━━━━━ ROWS ━━━━━
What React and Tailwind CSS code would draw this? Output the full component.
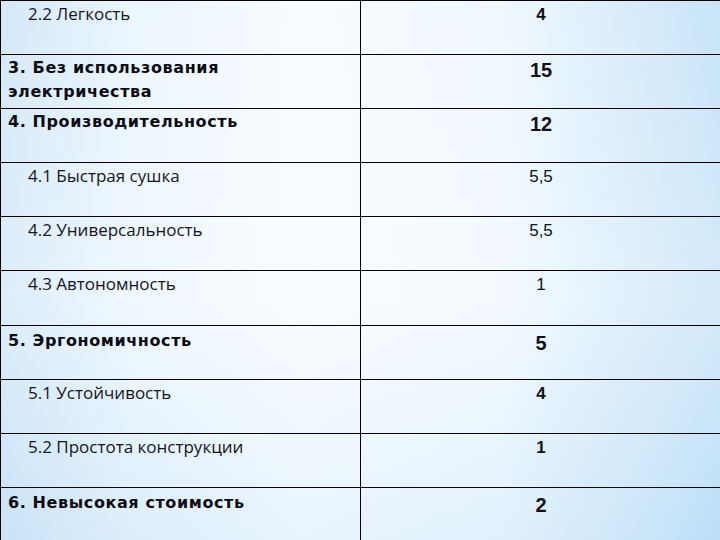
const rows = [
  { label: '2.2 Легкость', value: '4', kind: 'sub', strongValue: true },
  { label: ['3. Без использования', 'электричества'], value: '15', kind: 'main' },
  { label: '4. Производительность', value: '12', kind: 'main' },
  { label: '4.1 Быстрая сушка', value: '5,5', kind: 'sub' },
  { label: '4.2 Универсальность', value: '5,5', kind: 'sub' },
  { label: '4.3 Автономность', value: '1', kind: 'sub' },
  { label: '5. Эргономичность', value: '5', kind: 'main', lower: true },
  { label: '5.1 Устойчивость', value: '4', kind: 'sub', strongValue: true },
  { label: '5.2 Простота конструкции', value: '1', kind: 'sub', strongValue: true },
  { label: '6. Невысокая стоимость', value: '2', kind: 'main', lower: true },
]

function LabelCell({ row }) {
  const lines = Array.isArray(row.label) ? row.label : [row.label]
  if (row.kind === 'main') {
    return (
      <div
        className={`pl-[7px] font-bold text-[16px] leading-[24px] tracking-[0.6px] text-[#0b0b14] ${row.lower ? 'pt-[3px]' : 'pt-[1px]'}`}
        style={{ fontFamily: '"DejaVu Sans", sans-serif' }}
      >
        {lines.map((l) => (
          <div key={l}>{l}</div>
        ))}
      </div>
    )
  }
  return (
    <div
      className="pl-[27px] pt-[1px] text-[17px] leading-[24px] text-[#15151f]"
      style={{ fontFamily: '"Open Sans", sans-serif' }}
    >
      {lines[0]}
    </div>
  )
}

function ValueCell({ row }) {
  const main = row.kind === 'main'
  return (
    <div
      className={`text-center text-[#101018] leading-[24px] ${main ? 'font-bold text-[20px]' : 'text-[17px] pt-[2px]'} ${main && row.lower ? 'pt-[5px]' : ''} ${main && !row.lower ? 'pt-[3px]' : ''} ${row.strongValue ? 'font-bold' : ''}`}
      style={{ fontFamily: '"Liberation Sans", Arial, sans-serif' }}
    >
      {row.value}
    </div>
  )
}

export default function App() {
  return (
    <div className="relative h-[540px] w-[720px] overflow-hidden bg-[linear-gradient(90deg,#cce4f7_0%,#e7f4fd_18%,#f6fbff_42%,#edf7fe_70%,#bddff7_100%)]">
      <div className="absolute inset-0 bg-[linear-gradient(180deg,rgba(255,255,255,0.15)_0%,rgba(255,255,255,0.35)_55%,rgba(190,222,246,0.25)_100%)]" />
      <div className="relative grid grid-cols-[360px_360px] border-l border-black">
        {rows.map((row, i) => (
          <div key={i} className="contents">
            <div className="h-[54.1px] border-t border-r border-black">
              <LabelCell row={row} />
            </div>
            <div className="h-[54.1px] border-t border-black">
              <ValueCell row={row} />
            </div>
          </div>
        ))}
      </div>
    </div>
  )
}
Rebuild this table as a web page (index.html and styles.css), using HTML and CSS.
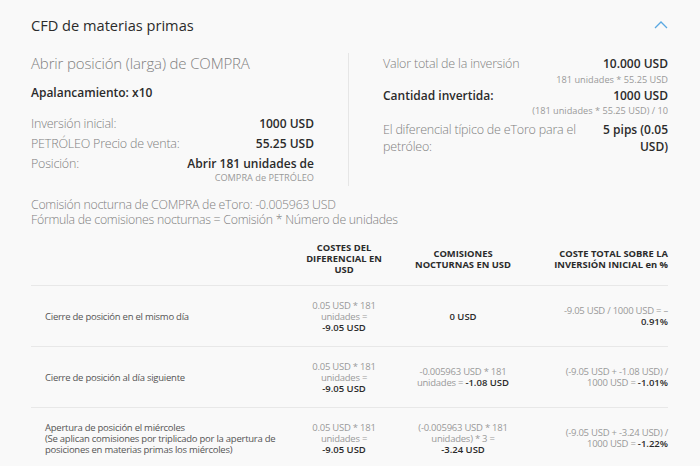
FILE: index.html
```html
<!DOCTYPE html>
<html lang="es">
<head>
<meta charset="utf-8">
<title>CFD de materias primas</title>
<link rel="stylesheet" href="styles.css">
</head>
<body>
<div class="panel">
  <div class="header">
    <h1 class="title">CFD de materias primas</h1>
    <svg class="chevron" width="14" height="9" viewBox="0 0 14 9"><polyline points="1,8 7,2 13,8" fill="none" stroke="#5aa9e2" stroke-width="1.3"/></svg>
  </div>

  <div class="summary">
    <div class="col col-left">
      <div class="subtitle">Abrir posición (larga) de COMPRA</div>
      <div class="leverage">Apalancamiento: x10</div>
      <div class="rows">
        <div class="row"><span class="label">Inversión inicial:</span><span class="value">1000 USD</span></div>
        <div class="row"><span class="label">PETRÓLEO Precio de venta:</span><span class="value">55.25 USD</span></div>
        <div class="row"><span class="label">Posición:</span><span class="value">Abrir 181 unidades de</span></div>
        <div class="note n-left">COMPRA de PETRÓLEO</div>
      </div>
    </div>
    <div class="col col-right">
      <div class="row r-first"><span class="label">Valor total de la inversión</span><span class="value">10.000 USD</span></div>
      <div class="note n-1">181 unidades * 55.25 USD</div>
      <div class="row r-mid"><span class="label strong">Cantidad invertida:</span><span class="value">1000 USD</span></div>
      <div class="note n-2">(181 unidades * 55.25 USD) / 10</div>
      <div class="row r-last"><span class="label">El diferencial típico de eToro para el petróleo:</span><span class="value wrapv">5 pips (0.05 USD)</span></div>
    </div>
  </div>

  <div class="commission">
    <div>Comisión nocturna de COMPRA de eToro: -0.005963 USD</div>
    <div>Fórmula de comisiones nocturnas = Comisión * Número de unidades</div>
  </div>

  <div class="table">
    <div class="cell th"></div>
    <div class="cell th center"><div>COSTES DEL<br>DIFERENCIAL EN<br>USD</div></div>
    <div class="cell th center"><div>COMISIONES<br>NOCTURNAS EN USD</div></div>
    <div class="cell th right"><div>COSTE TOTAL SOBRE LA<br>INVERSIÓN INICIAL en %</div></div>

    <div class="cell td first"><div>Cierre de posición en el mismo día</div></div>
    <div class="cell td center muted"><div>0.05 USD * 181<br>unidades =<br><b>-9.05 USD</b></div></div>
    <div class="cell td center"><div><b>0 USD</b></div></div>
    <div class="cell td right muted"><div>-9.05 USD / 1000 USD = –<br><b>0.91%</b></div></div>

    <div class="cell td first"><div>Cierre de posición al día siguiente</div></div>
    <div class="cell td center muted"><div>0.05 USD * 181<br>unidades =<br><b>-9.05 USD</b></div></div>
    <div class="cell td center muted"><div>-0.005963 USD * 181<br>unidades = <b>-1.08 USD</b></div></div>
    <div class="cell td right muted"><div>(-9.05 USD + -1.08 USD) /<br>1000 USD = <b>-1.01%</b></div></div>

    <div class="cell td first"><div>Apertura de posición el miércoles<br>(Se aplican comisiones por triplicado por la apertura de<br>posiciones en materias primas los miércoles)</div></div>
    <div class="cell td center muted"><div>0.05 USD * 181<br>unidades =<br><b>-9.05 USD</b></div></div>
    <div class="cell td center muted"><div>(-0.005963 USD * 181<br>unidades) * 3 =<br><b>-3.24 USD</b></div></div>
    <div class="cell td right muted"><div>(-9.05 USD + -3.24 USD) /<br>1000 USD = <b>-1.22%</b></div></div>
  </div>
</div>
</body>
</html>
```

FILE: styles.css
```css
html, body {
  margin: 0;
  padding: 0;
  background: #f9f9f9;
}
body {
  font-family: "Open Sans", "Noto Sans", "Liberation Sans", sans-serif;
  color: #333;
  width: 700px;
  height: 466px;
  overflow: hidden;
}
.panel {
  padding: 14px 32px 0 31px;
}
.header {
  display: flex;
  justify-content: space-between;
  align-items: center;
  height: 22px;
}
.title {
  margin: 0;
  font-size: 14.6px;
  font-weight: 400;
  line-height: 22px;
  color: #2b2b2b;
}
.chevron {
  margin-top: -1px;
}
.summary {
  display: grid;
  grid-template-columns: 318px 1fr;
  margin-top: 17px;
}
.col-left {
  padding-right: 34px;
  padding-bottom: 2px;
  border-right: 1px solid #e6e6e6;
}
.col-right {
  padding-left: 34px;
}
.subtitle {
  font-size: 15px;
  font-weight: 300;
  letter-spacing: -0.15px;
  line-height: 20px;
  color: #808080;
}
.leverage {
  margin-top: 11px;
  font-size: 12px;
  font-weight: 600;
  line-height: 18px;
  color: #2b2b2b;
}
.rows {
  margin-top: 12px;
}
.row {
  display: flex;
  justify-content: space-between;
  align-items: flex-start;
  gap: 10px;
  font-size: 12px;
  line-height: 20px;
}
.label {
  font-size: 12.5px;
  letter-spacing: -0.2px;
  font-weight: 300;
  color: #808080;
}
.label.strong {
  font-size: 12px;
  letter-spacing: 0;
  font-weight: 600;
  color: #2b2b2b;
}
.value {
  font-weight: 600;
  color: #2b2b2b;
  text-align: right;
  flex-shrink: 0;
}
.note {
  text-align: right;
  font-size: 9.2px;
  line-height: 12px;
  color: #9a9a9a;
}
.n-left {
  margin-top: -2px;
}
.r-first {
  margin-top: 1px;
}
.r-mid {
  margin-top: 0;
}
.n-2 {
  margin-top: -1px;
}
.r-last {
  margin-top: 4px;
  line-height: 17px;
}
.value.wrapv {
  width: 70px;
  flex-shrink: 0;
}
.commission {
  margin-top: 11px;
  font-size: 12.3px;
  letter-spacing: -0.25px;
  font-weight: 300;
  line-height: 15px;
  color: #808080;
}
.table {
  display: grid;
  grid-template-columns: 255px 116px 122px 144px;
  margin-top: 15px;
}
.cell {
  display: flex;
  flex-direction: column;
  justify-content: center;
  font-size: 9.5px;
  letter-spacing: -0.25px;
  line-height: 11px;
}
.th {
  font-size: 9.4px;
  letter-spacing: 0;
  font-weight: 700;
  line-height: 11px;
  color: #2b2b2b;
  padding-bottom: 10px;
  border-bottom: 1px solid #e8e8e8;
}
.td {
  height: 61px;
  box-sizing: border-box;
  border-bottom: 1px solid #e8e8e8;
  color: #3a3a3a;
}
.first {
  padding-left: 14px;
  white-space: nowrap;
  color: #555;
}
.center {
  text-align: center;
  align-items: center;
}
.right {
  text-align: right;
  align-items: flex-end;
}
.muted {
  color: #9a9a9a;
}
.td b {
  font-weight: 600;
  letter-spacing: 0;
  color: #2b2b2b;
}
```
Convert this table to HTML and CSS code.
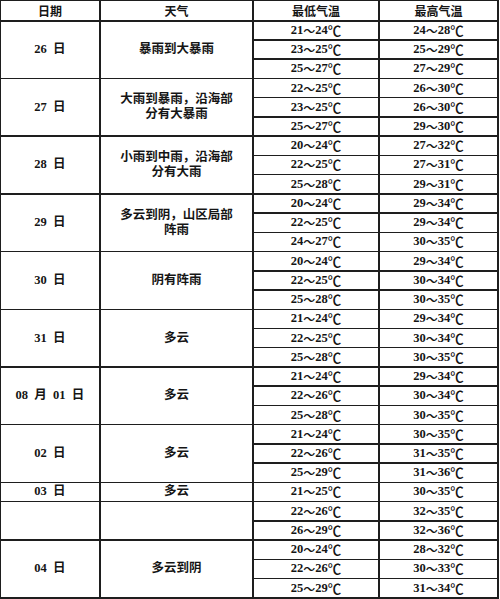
━━━━━
_PROMPT_
Identify all lines where the word "code" shows up. Copy them.

_RESPONSE_
What React and Tailwind CSS code would draw this? Output the full component.
Convert this table to HTML and CSS code.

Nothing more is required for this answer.